The p-value is greater than or equal to the significance level (alpha).
Fail to reject the null hypothesis (H0).
There is no significant association between the type of smart home device purchased and the customer's satisfaction level.
The Chi-square statistic (5.6382) is less than or equal to the critical value (9.4880).
Fail to reject the null hypothesis (H0).
There is no significant association between the type of smart home device purchased and the customer's satisfaction level.


#Interpretation
If the Chi-Square statistic is smaller than the critical value and the p-value is greater than the significance level (alpha), we:

- Fail to reject the null hypothesis (H0)
- Conclude that there is no significant association between the variables

In the context of the smart home device example:

- We would conclude that the type of smart home device purchased is not significantly associated with customer satisfaction

This doesn't necessarily mean that there is no relationship at all, but rather that the data doesn't provide sufficient evidence to support the alternative hypothesis.

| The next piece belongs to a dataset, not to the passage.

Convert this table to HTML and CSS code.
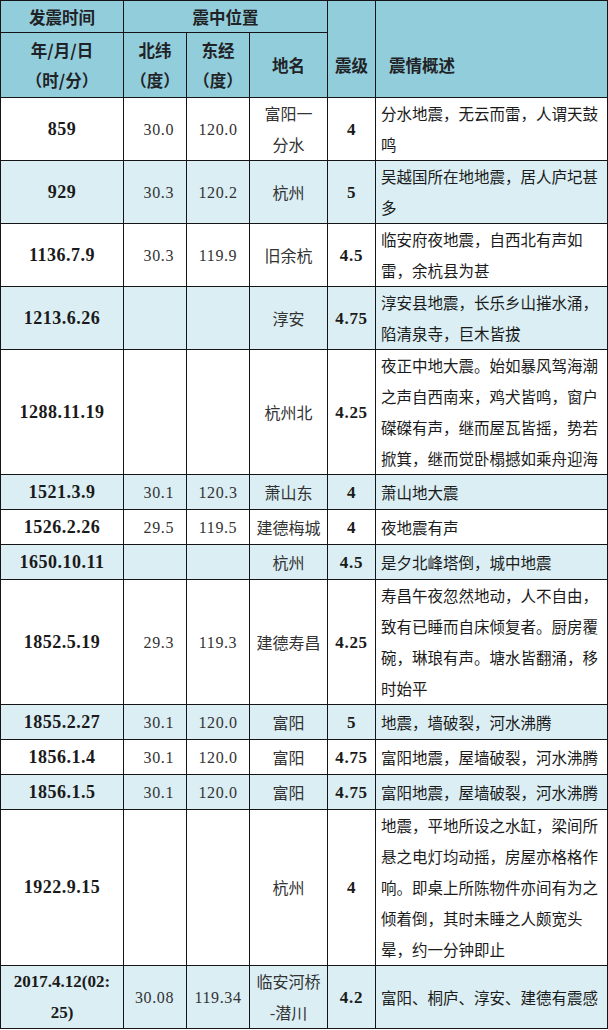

- Calculated Chi-Square statistic: 5.6382

- Degrees of freedom (dof): 4

- p-value: (0.2278)

- Significance level (alpha): 0.05

- Critical value for Chi-square test at alpha=0.05 with 4 degrees of freedom: 9.4880


Since the calculated Chi-square statistic (5.6382) is less than the critical value (9.4880), and the p-value (0.2278)  is greater than the significance level (0.05), we fail to reject the null hypothesis.

**Conclusion:**

There is no statistically significant association between the type of smart home device purchased (Smart Thermostat vs. Smart Light) and the customer's satisfaction level at a 0.05 significance level. The observed differences in satisfaction levels between the two device types are not large enough to conclude that they are dependent.